For pity's sake, does no one recognize the danger of using violence in words and thoughts? Not that I advocate thought-police, but, as a matter of eithics, I would urge any adult to consider carefully whether they are stating something in language of violence and to reframe that in peaceful language instead.

Surely intelligent people can make good points without resorting to either gutter language or language that implies violence! What is happening to us? That Superintendent needs to have a serious talk with that teacher.

Posted by Jean | May 18, 2010 1:09 PM


It's clear that we need to take any and all steps to end this geometry-based threat on our nation's president. Such powerful knowledge should not be handed out in schools so idly.

Imagine what power the terrorists could wield if they got ahold of this information. Imagine what other advanced mathematics pose a threat!

Posted by Joe | May 18, 2010 2:08 PM


"Extremely poor judgment and poor choice of words," as stated in the article, doesn't even begin to describe this situation.
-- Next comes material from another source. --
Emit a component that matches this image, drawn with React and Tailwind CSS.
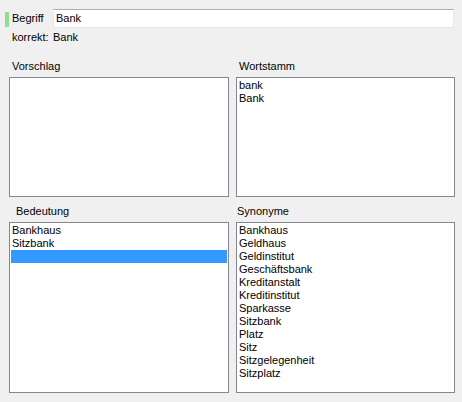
import React from 'react';

const wortstamm = ['bank', 'Bank'];
const bedeutung = ['Bankhaus', 'Sitzbank', ''];
const synonyme = [
  'Bankhaus',
  'Geldhaus',
  'Geldinstitut',
  'Geschäftsbank',
  'Kreditanstalt',
  'Kreditinstitut',
  'Sparkasse',
  'Sitzbank',
  'Platz',
  'Sitz',
  'Sitzgelegenheit',
  'Sitzplatz',
];

// WinForms-style list box
const ListBox = ({ items = [], selected = -1, className = '' }) => (
  <div className={`bg-white border border-[#828790] p-[1px] ${className}`}>
    {items.map((item, i) => (
      <div
        key={i}
        className={`h-[13px] leading-[13px] pl-[1px] whitespace-nowrap ${
          i === selected ? 'bg-[#3399ff] text-white' : 'text-black'
        }`}
      >
        {item}
      </div>
    ))}
  </div>
);

const App = () => {
  return (
    <div className="w-[462px] h-[402px] bg-[#f0f0f0] text-[11px] text-black font-['Liberation_Sans',Arial,sans-serif] overflow-hidden">
      {/* Begriff row */}
      <div className="flex items-center pt-[9px]">
        <div className="ml-[5px] w-[4px] h-[15px] mt-[1px] bg-[#8ee08a]" />
        <span className="ml-[3px] w-[41px] leading-[13px]">Begriff</span>
        <div className="w-[401px] h-[19px] bg-white border border-[#e3e9ef] border-t-[#abadb3] pl-[2px] leading-[17px]">
          Bank
        </div>
      </div>
      <div className="flex mt-[3px] leading-[13px]">
        <span className="ml-[12px] w-[41px]">korrekt:</span>
        <span>Bank</span>
      </div>

      {/* upper lists */}
      <div className="grid grid-cols-[220px_219px] gap-x-[7px] ml-[9px] mt-[16px]">
        <div className="leading-[13px] pl-[3px]">Vorschlag</div>
        <div className="leading-[13px] pl-[3px]">Wortstamm</div>
        <ListBox className="h-[120px] mt-[4px]" />
        <ListBox className="h-[120px] mt-[4px]" items={wortstamm} />
      </div>

      {/* lower lists */}
      <div className="grid grid-cols-[220px_219px] gap-x-[7px] ml-[9px] mt-[8px]">
        <div className="leading-[13px] pl-[7px]">Bedeutung</div>
        <div className="leading-[13px] pl-[1px]">Synonyme</div>
        <ListBox className="h-[171px] mt-[4px]" items={bedeutung} selected={2} />
        <ListBox className="h-[171px] mt-[4px]" items={synonyme} />
      </div>
    </div>
  );
};

export default App;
Even hypotheticals about fictional characters (if you were shooting Capone in "The Untouchables") would be questionable, but to insinuate an assassination attempt on any living figure is incomprehensible. If the high school senior quoted were my child, I would pull him from that geometry class faster than you can say "Euclid," but I would hope I had raised him well enough that he'd want out himself.

Posted by Kevin M | May 18, 2010 3:38 PM


One would hope that, as tacky as it is, the smugly-outraged-'mongst-us would be rushing in to say such things if

1) the angles were being plotted to assassinate Adolph Hitler, or

2) Our children were raised well enough to understand the lesson, but not want to miss the lesson by checking out.

Posted by jfh | May 18, 2010 3:59 PM


My kid would no longer be going to that school. Plain and simple.

Posted by Shannon | May 18, 2010 4:55 PM


Probably racist and definitely dangerous. That teacher is a terrorist. I am appalled.